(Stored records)
>> start

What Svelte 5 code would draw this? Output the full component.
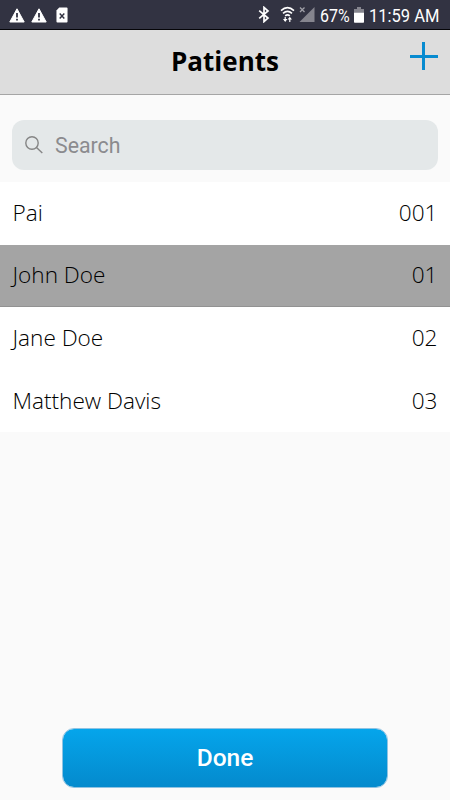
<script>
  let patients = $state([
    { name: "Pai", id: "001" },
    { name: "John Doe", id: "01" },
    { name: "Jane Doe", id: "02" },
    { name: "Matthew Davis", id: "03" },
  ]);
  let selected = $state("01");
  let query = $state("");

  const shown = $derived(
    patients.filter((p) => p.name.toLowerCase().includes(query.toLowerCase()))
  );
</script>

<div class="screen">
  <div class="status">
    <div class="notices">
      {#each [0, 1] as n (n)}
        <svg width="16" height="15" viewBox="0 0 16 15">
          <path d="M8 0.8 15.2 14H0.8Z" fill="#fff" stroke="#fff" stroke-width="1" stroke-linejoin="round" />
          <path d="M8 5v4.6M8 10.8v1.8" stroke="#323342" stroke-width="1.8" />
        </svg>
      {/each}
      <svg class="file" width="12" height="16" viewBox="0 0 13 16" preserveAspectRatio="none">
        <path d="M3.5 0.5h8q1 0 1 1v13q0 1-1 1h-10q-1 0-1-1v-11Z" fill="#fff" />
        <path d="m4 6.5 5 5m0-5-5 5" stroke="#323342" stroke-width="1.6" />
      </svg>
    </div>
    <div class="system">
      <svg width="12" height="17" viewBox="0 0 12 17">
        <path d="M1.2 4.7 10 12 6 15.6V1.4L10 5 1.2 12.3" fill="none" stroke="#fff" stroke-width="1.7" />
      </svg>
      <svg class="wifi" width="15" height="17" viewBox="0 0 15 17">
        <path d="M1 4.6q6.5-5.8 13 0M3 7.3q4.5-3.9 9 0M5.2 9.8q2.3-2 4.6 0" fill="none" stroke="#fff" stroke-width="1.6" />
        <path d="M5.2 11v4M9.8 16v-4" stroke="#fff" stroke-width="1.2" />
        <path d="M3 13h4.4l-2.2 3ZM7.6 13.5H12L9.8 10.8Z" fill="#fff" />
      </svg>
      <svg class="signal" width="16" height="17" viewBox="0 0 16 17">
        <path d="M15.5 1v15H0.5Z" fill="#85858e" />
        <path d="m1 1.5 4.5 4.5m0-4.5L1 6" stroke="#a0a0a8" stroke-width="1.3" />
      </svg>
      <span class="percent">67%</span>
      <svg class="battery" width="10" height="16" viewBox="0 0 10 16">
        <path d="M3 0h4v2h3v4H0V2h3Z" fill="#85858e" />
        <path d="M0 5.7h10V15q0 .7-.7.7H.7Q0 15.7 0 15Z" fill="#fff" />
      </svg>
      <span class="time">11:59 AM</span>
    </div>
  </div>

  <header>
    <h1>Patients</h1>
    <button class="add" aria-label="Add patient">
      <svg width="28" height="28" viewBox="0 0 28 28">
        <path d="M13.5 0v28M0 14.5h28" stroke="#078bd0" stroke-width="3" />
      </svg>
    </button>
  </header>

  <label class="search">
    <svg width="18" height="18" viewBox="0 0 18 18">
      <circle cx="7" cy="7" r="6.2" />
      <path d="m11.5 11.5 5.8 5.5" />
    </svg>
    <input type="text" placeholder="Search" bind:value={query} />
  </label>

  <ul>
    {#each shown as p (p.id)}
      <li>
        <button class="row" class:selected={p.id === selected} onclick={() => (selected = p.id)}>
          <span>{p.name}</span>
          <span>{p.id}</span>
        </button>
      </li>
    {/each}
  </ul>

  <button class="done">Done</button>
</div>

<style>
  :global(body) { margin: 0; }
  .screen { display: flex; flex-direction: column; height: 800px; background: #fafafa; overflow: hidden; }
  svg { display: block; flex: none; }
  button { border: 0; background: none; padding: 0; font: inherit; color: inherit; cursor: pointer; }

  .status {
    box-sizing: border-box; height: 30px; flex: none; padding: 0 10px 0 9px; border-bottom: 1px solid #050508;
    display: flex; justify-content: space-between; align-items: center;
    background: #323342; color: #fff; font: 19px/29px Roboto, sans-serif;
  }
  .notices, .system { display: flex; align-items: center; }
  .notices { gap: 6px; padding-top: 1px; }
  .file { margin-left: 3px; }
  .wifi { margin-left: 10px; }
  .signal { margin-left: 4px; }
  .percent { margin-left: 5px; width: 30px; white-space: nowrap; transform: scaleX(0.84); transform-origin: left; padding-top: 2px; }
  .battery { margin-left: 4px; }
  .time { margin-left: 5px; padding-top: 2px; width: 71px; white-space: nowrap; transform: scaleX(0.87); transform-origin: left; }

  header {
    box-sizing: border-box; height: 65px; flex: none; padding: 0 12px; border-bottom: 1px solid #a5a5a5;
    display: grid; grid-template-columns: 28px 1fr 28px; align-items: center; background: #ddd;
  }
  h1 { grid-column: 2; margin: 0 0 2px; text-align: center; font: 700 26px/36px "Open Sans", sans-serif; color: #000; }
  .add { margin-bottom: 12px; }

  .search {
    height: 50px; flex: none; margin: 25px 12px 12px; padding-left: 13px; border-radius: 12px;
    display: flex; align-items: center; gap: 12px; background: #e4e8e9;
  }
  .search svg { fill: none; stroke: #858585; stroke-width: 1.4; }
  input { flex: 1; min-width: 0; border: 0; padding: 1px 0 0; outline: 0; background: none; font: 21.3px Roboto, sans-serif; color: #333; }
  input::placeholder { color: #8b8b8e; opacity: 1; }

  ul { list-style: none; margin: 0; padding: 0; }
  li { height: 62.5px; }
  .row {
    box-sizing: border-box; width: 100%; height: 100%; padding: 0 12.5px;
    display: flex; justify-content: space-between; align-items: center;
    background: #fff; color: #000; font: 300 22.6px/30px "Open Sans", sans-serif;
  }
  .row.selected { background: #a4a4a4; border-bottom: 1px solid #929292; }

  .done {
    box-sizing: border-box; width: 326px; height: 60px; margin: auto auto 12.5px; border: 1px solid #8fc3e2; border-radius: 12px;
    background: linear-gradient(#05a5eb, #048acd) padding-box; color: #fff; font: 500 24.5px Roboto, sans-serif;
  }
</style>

>> end
>> start

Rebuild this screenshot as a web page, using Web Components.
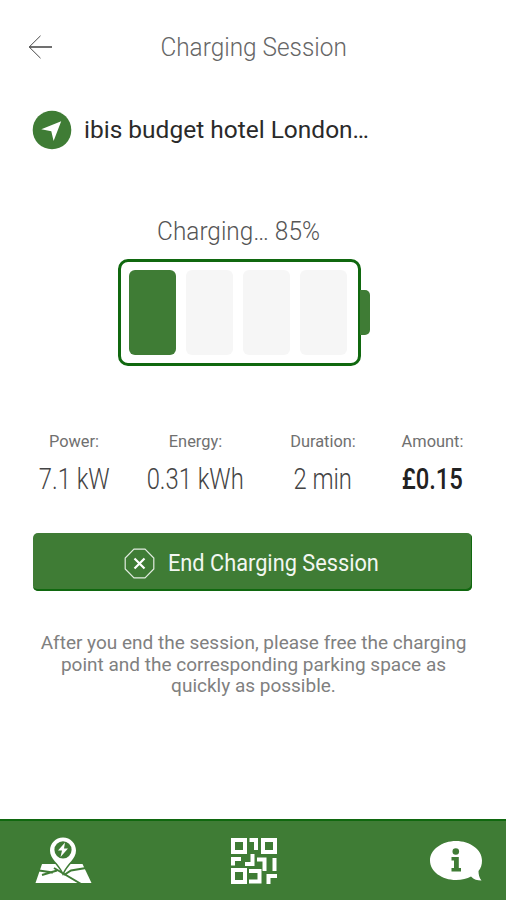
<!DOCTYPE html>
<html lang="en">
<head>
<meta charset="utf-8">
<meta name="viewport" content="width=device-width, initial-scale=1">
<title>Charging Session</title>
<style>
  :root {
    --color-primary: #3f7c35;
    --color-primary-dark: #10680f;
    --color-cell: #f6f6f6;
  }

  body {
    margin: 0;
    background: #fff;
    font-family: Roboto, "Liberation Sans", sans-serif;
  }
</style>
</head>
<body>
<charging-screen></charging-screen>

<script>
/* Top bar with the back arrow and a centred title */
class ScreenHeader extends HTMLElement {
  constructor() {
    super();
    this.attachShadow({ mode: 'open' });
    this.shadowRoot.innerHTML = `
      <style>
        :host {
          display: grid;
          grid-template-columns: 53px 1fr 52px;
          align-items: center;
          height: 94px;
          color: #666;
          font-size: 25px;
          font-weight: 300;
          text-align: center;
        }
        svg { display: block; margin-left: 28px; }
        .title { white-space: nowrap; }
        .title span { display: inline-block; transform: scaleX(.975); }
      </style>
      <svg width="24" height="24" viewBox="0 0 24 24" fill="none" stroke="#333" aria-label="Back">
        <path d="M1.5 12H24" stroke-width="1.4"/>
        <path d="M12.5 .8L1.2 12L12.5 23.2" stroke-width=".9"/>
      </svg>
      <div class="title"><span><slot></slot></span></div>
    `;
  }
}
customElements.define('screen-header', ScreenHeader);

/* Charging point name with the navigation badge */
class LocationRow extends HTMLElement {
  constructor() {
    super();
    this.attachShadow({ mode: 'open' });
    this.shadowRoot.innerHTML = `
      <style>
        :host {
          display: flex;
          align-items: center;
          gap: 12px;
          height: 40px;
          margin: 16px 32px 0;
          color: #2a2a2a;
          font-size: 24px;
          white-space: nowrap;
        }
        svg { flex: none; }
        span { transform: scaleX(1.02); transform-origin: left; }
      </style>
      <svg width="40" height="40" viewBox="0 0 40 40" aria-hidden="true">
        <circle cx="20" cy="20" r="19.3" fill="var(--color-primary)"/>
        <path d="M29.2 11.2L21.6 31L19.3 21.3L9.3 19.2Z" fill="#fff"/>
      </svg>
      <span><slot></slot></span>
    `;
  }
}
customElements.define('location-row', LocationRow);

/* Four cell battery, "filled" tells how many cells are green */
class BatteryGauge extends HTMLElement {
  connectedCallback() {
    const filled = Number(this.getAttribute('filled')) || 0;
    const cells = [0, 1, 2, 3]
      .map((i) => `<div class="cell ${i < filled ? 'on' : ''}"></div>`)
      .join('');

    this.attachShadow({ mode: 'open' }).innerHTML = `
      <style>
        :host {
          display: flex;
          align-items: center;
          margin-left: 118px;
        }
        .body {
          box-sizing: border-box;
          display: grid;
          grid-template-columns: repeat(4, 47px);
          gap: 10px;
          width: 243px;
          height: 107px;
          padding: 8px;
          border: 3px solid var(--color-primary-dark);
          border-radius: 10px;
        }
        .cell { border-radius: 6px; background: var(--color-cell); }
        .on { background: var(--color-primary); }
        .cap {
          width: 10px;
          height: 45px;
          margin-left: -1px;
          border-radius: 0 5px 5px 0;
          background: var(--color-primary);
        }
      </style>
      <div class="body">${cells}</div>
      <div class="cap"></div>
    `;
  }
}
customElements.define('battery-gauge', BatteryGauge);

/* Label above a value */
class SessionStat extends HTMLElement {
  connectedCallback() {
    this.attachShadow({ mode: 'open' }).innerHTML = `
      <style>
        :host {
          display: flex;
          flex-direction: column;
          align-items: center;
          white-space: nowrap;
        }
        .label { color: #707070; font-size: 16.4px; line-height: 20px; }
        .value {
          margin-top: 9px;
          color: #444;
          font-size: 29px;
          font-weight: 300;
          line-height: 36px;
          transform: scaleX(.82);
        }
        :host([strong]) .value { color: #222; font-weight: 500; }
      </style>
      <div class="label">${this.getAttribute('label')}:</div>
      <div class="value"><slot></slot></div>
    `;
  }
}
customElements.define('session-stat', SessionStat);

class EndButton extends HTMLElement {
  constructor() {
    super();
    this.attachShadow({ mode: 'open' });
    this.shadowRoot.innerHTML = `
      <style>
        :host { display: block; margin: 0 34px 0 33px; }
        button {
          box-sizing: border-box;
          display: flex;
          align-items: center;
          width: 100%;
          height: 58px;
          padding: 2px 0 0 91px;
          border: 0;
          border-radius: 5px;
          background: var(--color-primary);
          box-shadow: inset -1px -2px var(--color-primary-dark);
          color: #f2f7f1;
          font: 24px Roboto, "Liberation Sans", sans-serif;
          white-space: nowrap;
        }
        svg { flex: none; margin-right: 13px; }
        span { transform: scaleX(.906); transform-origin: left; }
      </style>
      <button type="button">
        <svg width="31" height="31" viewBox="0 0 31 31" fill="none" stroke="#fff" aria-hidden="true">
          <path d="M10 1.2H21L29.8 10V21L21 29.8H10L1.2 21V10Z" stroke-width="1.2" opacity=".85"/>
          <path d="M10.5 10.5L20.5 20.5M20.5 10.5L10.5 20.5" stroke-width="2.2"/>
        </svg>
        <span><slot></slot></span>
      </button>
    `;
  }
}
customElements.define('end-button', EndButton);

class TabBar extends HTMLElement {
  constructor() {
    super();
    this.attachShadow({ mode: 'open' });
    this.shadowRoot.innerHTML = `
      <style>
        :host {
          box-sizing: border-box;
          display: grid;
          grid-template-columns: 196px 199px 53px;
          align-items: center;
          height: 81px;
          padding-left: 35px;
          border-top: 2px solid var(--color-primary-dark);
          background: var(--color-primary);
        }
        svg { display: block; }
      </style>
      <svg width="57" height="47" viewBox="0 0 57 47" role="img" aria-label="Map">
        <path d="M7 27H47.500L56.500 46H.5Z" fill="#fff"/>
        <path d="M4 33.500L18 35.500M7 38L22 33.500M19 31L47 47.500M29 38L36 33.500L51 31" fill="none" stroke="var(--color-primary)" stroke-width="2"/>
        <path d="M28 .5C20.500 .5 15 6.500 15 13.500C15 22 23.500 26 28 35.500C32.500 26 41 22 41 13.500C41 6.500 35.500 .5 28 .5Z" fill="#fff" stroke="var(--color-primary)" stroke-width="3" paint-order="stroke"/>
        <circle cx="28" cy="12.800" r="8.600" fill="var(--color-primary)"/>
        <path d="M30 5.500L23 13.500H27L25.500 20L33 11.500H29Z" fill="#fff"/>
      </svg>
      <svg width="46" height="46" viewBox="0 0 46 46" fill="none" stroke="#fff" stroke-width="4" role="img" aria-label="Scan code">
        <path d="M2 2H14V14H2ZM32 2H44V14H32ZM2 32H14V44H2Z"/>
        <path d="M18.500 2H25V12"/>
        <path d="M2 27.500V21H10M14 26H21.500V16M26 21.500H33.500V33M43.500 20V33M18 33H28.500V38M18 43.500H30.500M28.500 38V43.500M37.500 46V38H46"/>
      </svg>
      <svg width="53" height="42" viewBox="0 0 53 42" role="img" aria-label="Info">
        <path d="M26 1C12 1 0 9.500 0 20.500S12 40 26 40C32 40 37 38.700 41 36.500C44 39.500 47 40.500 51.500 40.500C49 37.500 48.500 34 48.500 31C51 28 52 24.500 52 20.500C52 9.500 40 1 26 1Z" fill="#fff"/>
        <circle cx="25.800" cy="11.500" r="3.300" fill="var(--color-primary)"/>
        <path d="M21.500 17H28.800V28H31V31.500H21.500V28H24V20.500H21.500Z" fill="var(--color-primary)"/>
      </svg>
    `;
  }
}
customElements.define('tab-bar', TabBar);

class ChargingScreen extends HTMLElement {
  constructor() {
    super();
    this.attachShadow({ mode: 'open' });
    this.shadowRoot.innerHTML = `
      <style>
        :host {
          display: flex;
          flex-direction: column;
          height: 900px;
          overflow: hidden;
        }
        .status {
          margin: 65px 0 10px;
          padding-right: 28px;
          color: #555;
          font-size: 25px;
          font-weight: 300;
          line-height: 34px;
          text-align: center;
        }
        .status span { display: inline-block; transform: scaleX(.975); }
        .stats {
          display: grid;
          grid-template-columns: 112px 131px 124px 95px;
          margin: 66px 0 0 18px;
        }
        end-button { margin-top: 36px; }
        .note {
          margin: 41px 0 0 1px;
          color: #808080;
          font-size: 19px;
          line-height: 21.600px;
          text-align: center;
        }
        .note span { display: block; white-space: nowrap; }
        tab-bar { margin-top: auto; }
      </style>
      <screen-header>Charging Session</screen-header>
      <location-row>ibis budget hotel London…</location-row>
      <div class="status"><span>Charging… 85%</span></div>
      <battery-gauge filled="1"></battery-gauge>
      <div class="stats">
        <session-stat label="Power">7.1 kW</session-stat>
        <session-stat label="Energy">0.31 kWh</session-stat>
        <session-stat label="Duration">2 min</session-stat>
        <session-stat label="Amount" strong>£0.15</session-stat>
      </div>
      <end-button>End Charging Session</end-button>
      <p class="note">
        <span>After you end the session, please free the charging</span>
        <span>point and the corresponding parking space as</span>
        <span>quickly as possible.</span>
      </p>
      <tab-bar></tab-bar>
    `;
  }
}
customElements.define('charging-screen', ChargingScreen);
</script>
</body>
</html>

>> end

# Task:
Reproduce exactly the run of lines beginning with the one that contains "Rebuild this screenshot" and ending with the one that contains "customElements.define('screen-header', ScreenHeader);". Do not include pictures.

# Task response:
Rebuild this screenshot as a web page, using Web Components.
<!DOCTYPE html>
<html lang="en">
<head>
<meta charset="utf-8">
<meta name="viewport" content="width=device-width, initial-scale=1">
<title>Charging Session</title>
<style>
  :root {
    --color-primary: #3f7c35;
    --color-primary-dark: #10680f;
    --color-cell: #f6f6f6;
  }

  body {
    margin: 0;
    background: #fff;
    font-family: Roboto, "Liberation Sans", sans-serif;
  }
</style>
</head>
<body>
<charging-screen></charging-screen>

<script>
/* Top bar with the back arrow and a centred title */
class ScreenHeader extends HTMLElement {
  constructor() {
    super();
    this.attachShadow({ mode: 'open' });
    this.shadowRoot.innerHTML = `
      <style>
        :host {
          display: grid;
          grid-template-columns: 53px 1fr 52px;
          align-items: center;
          height: 94px;
          color: #666;
          font-size: 25px;
          font-weight: 300;
          text-align: center;
        }
        svg { display: block; margin-left: 28px; }
        .title { white-space: nowrap; }
        .title span { display: inline-block; transform: scaleX(.975); }
      </style>
      <svg width="24" height="24" viewBox="0 0 24 24" fill="none" stroke="#333" aria-label="Back">
        <path d="M1.5 12H24" stroke-width="1.4"/>
        <path d="M12.5 .8L1.2 12L12.5 23.2" stroke-width=".9"/>
      </svg>
      <div class="title"><span><slot></slot></span></div>
    `;
  }
}
customElements.define('screen-header', ScreenHeader);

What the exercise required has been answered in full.